◆ **SUPPLIED MATERIAL**:
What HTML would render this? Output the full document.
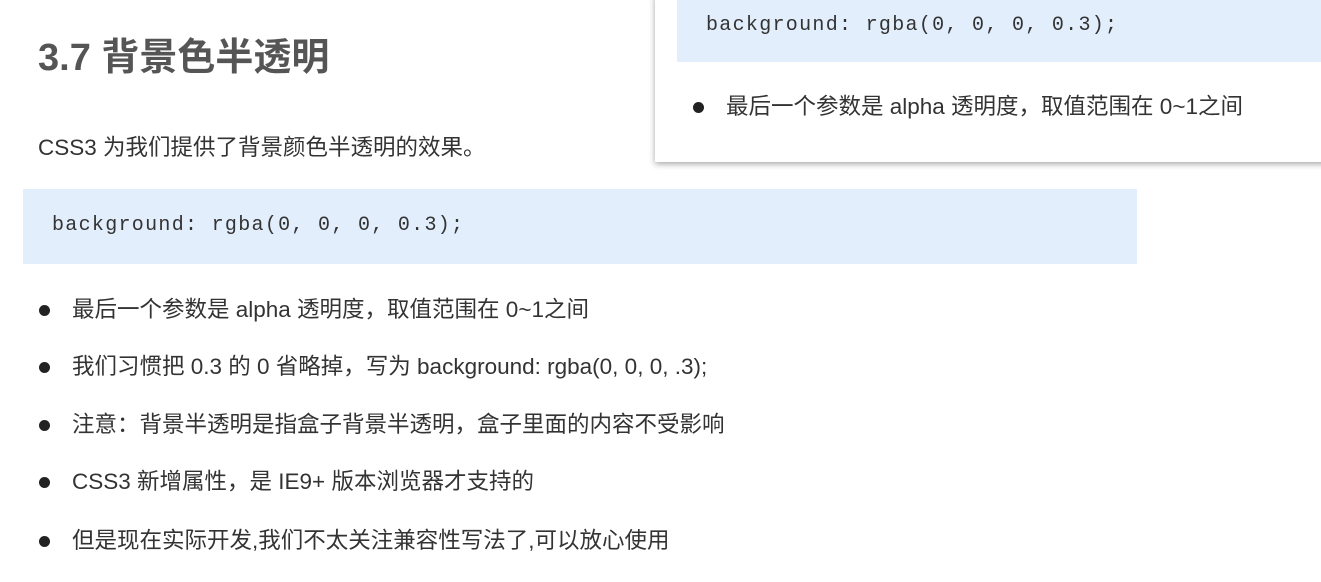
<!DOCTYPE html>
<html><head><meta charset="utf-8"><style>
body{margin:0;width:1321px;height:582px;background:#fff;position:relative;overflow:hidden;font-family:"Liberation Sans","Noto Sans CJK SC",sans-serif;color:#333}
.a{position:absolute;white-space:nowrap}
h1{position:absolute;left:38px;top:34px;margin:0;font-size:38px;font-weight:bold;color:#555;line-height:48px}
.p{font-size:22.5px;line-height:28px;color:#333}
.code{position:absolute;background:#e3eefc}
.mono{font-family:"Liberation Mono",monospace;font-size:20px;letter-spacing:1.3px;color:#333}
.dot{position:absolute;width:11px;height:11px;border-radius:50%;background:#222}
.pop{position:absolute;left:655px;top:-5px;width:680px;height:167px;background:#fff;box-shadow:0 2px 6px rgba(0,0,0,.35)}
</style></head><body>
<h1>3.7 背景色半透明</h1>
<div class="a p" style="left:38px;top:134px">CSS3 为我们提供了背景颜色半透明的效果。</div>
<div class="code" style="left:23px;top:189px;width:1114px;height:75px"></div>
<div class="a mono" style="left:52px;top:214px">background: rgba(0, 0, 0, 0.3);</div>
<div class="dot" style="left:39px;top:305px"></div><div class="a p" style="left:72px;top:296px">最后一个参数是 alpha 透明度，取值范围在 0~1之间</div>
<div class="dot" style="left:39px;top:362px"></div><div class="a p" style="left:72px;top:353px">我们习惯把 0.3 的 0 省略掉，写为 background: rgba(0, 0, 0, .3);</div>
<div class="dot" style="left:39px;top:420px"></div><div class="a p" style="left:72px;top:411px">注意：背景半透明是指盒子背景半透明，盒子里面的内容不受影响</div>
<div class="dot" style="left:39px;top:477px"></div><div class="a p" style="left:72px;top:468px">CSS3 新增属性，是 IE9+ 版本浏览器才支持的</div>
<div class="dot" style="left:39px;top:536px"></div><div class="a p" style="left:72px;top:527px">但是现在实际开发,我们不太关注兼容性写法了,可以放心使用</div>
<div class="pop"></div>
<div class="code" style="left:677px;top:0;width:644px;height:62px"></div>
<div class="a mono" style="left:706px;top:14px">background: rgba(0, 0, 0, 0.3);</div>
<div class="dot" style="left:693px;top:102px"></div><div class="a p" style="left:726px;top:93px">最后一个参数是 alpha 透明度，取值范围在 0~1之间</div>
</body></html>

◆ **WHAT THE TASK ASKS**: Restate the data above word for word. Skip every picture.

◆ **EXERCISE SOLUTION**:
What HTML would render this? Output the full document.
<!DOCTYPE html>
<html><head><meta charset="utf-8"><style>
body{margin:0;width:1321px;height:582px;background:#fff;position:relative;overflow:hidden;font-family:"Liberation Sans","Noto Sans CJK SC",sans-serif;color:#333}
.a{position:absolute;white-space:nowrap}
h1{position:absolute;left:38px;top:34px;margin:0;font-size:38px;font-weight:bold;color:#555;line-height:48px}
.p{font-size:22.5px;line-height:28px;color:#333}
.code{position:absolute;background:#e3eefc}
.mono{font-family:"Liberation Mono",monospace;font-size:20px;letter-spacing:1.3px;color:#333}
.dot{position:absolute;width:11px;height:11px;border-radius:50%;background:#222}
.pop{position:absolute;left:655px;top:-5px;width:680px;height:167px;background:#fff;box-shadow:0 2px 6px rgba(0,0,0,.35)}
</style></head><body>
<h1>3.7 背景色半透明</h1>
<div class="a p" style="left:38px;top:134px">CSS3 为我们提供了背景颜色半透明的效果。</div>
<div class="code" style="left:23px;top:189px;width:1114px;height:75px"></div>
<div class="a mono" style="left:52px;top:214px">background: rgba(0, 0, 0, 0.3);</div>
<div class="dot" style="left:39px;top:305px"></div><div class="a p" style="left:72px;top:296px">最后一个参数是 alpha 透明度，取值范围在 0~1之间</div>
<div class="dot" style="left:39px;top:362px"></div><div class="a p" style="left:72px;top:353px">我们习惯把 0.3 的 0 省略掉，写为 background: rgba(0, 0, 0, .3);</div>
<div class="dot" style="left:39px;top:420px"></div><div class="a p" style="left:72px;top:411px">注意：背景半透明是指盒子背景半透明，盒子里面的内容不受影响</div>
<div class="dot" style="left:39px;top:477px"></div><div class="a p" style="left:72px;top:468px">CSS3 新增属性，是 IE9+ 版本浏览器才支持的</div>
<div class="dot" style="left:39px;top:536px"></div><div class="a p" style="left:72px;top:527px">但是现在实际开发,我们不太关注兼容性写法了,可以放心使用</div>
<div class="pop"></div>
<div class="code" style="left:677px;top:0;width:644px;height:62px"></div>
<div class="a mono" style="left:706px;top:14px">background: rgba(0, 0, 0, 0.3);</div>
<div class="dot" style="left:693px;top:102px"></div><div class="a p" style="left:726px;top:93px">最后一个参数是 alpha 透明度，取值范围在 0~1之间</div>
</body></html>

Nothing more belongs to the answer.